Princeton professor Cornel West accurately labels all this the "Santa Clausification" of Dr. King, and if you have ever heard or read a snippet of King's 1967 Riverside Church speech, you will understand how apt the label is. You will also understand why this year's most grotesque attempt to Santa Claus-ify Dr. King's life is at once abhorrent and yet somewhat encouraging.

As The Guardian's Glenn Greenwald first reported, the United States Air Force's Global Strike Command last week posted an online essay saying that Dr. King would cheer on soldiers "ensuring the most powerful weapons in the U.S. arsenal remain the credible bedrock of our national defense." Further, claimed the Air Force, "maintaining our commitment to our Global Strike team ... is a fitting tribute to Dr. King."

At the same time, the U.S. Marines commemorated Martin Luther King Day by tweeting out a famous King line — "a man who won't die for something is not fit to live" — in a not-so-subtle attempt to depict him as a war supporter. That was a follow-up to a 2011 article posted on the Defense Department's website with the headline: "King Might Understand Today's Wars, Pentagon Lawyer Says."

That gets us to the special relevance of the Riverside Church speech — the one that the Santa Claus-ifying Pentagon so obviously wants suppressed.

In that oratory, America's most famous preacher of nonviolence deplored "a nation that continues year after year to spend more money on military defense than on programs of social uplift is approaching spiritual death." He argued that militarism is not the way to protect America and decried "the greatest purveyor of violence in the world today — my own government." And he insisted that "there is nothing except a tragic death wish to prevent us from reordering our priorities so that the pursuit of peace will take precedence over the pursuit of war."

Comparing the Pentagon's historical revisionism with King's words, Greenwald says: "The U.S. military is actually publicly claiming that the 1964 Nobel Peace Prize winner and steadfast critic of U.S. imperialism would be an admirer of its massive stockpile of nuclear weapons, its global assassination programs and its covert use of violence in multiple countries around the world, including where no wars are declared.

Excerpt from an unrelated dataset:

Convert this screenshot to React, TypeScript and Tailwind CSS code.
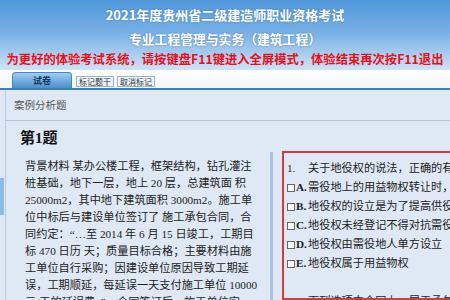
const SERIF = "font-['Liberation_Serif','Noto_Sans_CJK_SC',serif]";

const material = [
  '背景材料 某办公楼工程，框架结构，钻孔灌注',
  '桩基础，地下一层，地上 20 层，总建筑面 积',
  '25000m2，其中地下建筑面积 3000m2。施工单',
  '位中标后与建设单位签订了 施工承包合同，合',
  '同约定：“…至 2014 年 6 月 15 日竣工，工期目',
  '标 470 日历 天；质量目标合格；主要材料由施',
  '工单位自行采购；因建设单位原因导致工期延',
  '误，工期顺延，每延误一天支付施工单位 10000',
  '元/天的延误费。”，合同签订后，施工单位实',
];

const options = [
  { key: 'A', text: '需役地上的用益物权转让时，受让人同时享有地役权' },
  { key: 'B', text: '地役权的设立是为了提高供役地的效益' },
  { key: 'C', text: '地役权未经登记不得对抗需役地人' },
  { key: 'D', text: '地役权由需役地人单方设立' },
  { key: 'E', text: '地役权属于用益物权' },
];

export default function App() {
  return (
    <div className="w-[450px] h-[300px] overflow-hidden bg-[#dfe9f5] flex flex-col">
      {/* 顶部标题 */}
      <div className="h-[70px] shrink-0 bg-gradient-to-b from-[#4f97da] via-[#7db3e6] to-[#cfe2f5] flex flex-col items-center font-['Noto_Sans_CJK_SC',sans-serif] font-bold">
        <div className="mt-[6px] text-[13px] leading-[18px] text-white [text-shadow:0_0_2px_rgba(40,90,150,0.6)]">
          2021年度贵州省二级建造师职业资格考试
        </div>
        <div className="mt-[6px] text-[12.8px] leading-[18px] text-white [text-shadow:0_0_2px_rgba(40,90,150,0.6)]">
          专业工程管理与实务（建筑工程）
        </div>
        <div className="mt-[2px] text-[12.3px] leading-[18px] text-[#e8101a] whitespace-nowrap">
          为更好的体验考试系统，请按键盘F11键进入全屏模式，体验结束再次按F11退出
        </div>
      </div>

      {/* 标签栏 */}
      <div className="h-[20px] shrink-0 bg-gradient-to-b from-white to-[#f1f5f9] border-b-2 border-[#3f82ad] flex items-end pl-[12px] gap-[4px] font-['Noto_Sans_CJK_SC',sans-serif]">
        <div className="w-[60px] h-[16px] rounded-t-[4px] bg-gradient-to-b from-[#9fcdf0] to-[#4b90cc] border border-b-0 border-[#4a86bb] flex items-center justify-center text-[9px] font-bold text-[#17375e]">
          试卷
        </div>
        <div className="flex gap-[3px] mb-[1px]">
          <div className="h-[11px] px-[2px] border border-[#9fb3c8] bg-[#eef3f8] text-[8px] leading-[9px] text-[#333]">标记题干</div>
          <div className="h-[11px] px-[2px] border border-[#9fb3c8] bg-[#eef3f8] text-[8px] leading-[9px] text-[#333]">取消标记</div>
        </div>
      </div>

      <div className="flex flex-1 min-h-0">
        {/* 左侧边缘 */}
        <div className="w-[5px] shrink-0 pt-[88px]">
          <div className="w-[4px] h-[37px] bg-[#8ebbe6]" />
        </div>

        <div className="flex-1 border-l border-[#b9cbe0] flex flex-col">
          <div className="h-[31px] shrink-0 border-b border-[#b4c4d9] pl-[8px] pt-[8px] text-[10.5px] leading-[14px] text-[#555] font-['Noto_Sans_CJK_SC',sans-serif]">
            案例分析题
          </div>

          <div className={`pl-[14px] pt-[8px] text-[15px] leading-[18px] font-bold text-[#111] ${SERIF}`}>第1题</div>

          <div className="flex flex-1 min-h-0 mt-[4px]">
            <div className={`w-[264px] shrink-0 pl-[19px] pt-[7px] text-[11.2px] leading-[17px] text-[#222] ${SERIF}`}>
              {material.map((l, i) => (
                <div key={i} className="whitespace-nowrap">{l}</div>
              ))}
            </div>

            <div className="w-[3px] shrink-0 mt-[1px] bg-[#a9c2e3]" />

            <div className={`ml-[9px] w-[200px] shrink-0 border-2 border-[#d8383f] pl-[3px] pt-[6px] text-[11.2px] leading-[19px] text-[#222] whitespace-nowrap overflow-hidden ${SERIF}`}>
              <div className="flex">
                <span className="w-[21px] shrink-0">1.</span>
                <span>关于地役权的说法，正确的有（ ）</span>
              </div>
              {options.map(o => (
                <div key={o.key} className="flex items-center">
                  <span className="w-[8px] h-[8px] shrink-0 border border-[#666] bg-white mr-[1px]" />
                  <span className="w-[12px] shrink-0 font-bold">{o.key}.</span>
                  <span>{o.text}</span>
                </div>
              ))}
              <div className="h-[19px]" />
              <div className="flex">
                <span className="w-[21px] shrink-0">2.</span>
                <span>下列选项中合同上，属于承包人的</span>
              </div>
            </div>
          </div>
        </div>
      </div>
    </div>
  );
}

Merely to describe this agitprop is to illustrate its repulsiveness."

He's absolutely right, but in that repulsiveness there is a promising revelation from a political system in which lies signal desperation.

In this particular case, the Pentagon's willingness to so boldly lie about Dr. King betrays its desperation to reverse accelerating public opinion trends. Specifically, Pentagon spinmeisters seem to realize that, according to polls, more Americans are raising King-like questions about our government's profligate defense spending and its attempts to preference militarism over other priorities.

This suggests that for all the propaganda attempting to Santa Claus-ify Dr. King and make us forget what he was all about, we may, in fact, be starting to honor Dr. King's legacy.

That's no excuse for the propaganda, of course — but it is a promising sign that we may actually be closer than ever to realizing Dr. King's dream.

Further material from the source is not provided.